JB: If I was a dealer looking to expand its franchise portfolio, what would you say to convince them to choose Mazda?

JT: I would start with the product offering as having confidence that it will be relevant to the world.

Secondly, but still very important, what kind of accessibility do you get to the senior management of that franchise?

Are they accessible in terms of being easy to get hold of?

Is it an easy-to-do-business-with type of franchise?

Or are they complicated and difficult?

Are they pragmatic and open to your issues? 

So I can give you some examples.

We  have a dealer forum that helps advise and graft a strategy and we recycle that rapidly to the network.

And any dealer principal can get hold of me at any time and I’ll respond very quickly. I would want to be as accessible as I can to any franchisee. 

JB: Are you asking for any investment from dealers at the moment?

JT: Not substantially in terms of cash investment, but we are asking dealers now to assess compliance with our standards.

We’ve asked them to refresh and rethink.

Do they have the optimal consumer experience that really supports this investment that we’ve made in product?

But are we asking them to build a massive blue box or some kind of retail solution that they’re not expecting?

Absolutely not. 

JB: You’ve been managing director since 2007.

That’s a long time in this industry.

JT: One of the strengths of Mazda is the longevity of the management team.

The whole senior management team has been at Mazda UK now for an average of six to eight years, and some have been here since 2001.

We’re at a real turning point as a brand and I’ve known it was coming.
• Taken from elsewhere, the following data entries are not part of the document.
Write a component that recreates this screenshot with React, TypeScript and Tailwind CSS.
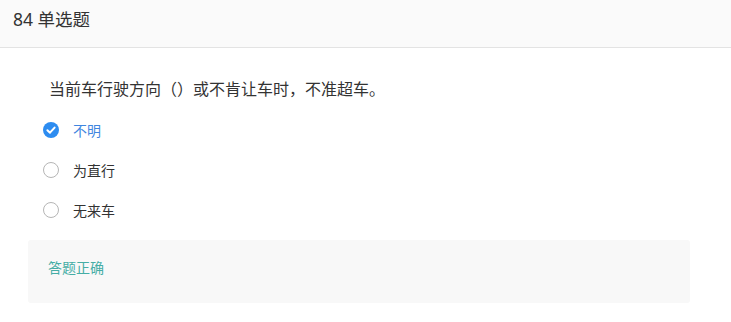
import React from "react";

const font = { fontFamily: '"Noto Sans", "Noto Sans CJK SC", sans-serif' };

function Radio({ checked }: { checked: boolean }) {
  if (checked) {
    return (
      <svg width="16" height="16" viewBox="0 0 16 16" className="shrink-0">
        <circle cx="8" cy="8" r="8" fill="#2d8cf0" />
        <path d="M4.4 8.2 L7 10.7 L11.6 5.6" fill="none" stroke="#fff" strokeWidth="2" strokeLinecap="round" strokeLinejoin="round" />
      </svg>
    );
  }
  return (
    <svg width="16" height="16" viewBox="0 0 16 16" className="shrink-0">
      <circle cx="8" cy="8" r="7.5" fill="#fff" stroke="#b5b5b5" strokeWidth="1" />
    </svg>
  );
}

export default function App() {
  const options = [
    { label: "不明", checked: true },
    { label: "为直行", checked: false },
    { label: "无来车", checked: false },
  ];
  return (
    <div className="w-[731px] h-[322px] bg-white overflow-hidden" style={font}>
      <div className="h-[48px] bg-[#fafafa] border-b border-[#e3e3e3] flex items-center pl-[13px] pb-[12px] pt-[4px]">
        <span className="text-[17.5px] text-[#333] leading-none">84 单选题</span>
      </div>
      <div className="pl-[49px] pt-[29px] text-[16px] text-[#333] leading-[24px]">
        当前车行驶方向<span className="inline-block w-[16px] text-right">（</span><span className="inline-block w-[16px] text-left">）</span>或不肯让车时，不准超车。
      </div>
      <div className="flex flex-col pl-[43px] pt-[19px] gap-[20px]">
        {options.map((o) => (
          <div key={o.label} className="flex items-center h-[20px] gap-[14px]">
            <Radio checked={o.checked} />
            <span className={"text-[14px] " + (o.checked ? "text-[#3f86e0]" : "text-[#333]")}>{o.label}</span>
          </div>
        ))}
      </div>
      <div className="ml-[28px] mt-[20px] w-[662px] h-[63px] bg-[#f8f8f8] rounded-[3px] flex items-center pl-[20px] pb-[9px]">
        <span className="text-[14px] text-[#45ada5]">答题正确</span>
      </div>
    </div>
  );
}
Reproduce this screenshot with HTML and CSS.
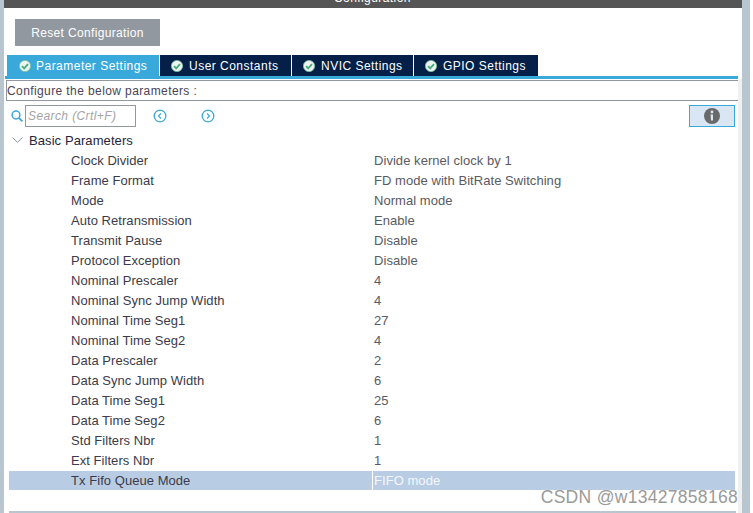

It’s been hard to make sure that everyone keeps the faith in these early years, but now we’re here I feel vindicated that what I was promising will come to pass.

And that makes it all the more attractive to stay quite frankly.

The Mazda6

Sales expectations for the new Mazda6 are put conservatively at 7,500 in the first year (in 2012 the outgoing model achieved 4,000 sales), or around a 6% share. 

But it achieved 10% on 12,500 units when the car, and the upper-medium segment, were in their heyday.

But such is the leap forward in terms of the technological offers – not least of all the emissions and economy statistics – that Mazda said alarm bells will ring if this first full-year forecast isn’t exceeded.

In the segment the mix is 72% fleet, the rest retail. 

Mazda expects the ratio to be closer to 60-65 % fleet in the first couple of years. 

The difference is down to strong loyalty renewals from existing Mazda owners, said Jeremy Thomson, Mazda UK managing director.

“We’ve sold more than 150,000 Mazda6’s since launch in 2002. 

"Together with people that bought them new,

"I’m guessing half-a-million people own or have owned one and I’m hopeful we’re going to pull in a high level of faithful customers to the new car early on,” he said. 

The key marketing platform for the Mazda6 will be digital,  but starting on TV, and the tone based on the Mazda6’s style and design, Thomson says, with cars in a red colour unique to Mazda.

“We want to draw people’s attention to the technology available, but now with a very strong element of design we first showed  in our concept in 2010. The target audience is relatively high earning families,” he added.  

€1bn loss 

Phil Waring, Mazda Motor Europe’s chief operating officer, admitted the company had struggled in recent years with the lack of product that had led to customer disaffection and a poor financial performance across Europe. 

But Mazda’s fortunes were changing.

“Over the past three or four years Mazda has struggled and has  been making losses for the past four years,” he said.

“In fact, our loss last year at operational level was more than €1 billion. 

“What I can tell is that we are on track this year on the back of the CX-5 and the initial launch of Mazda6, to turn that loss into a €250bn operating profit and to sell 1.25 million vehicles in Europe.

“Our forecast for next year is to grow that operating profit further.”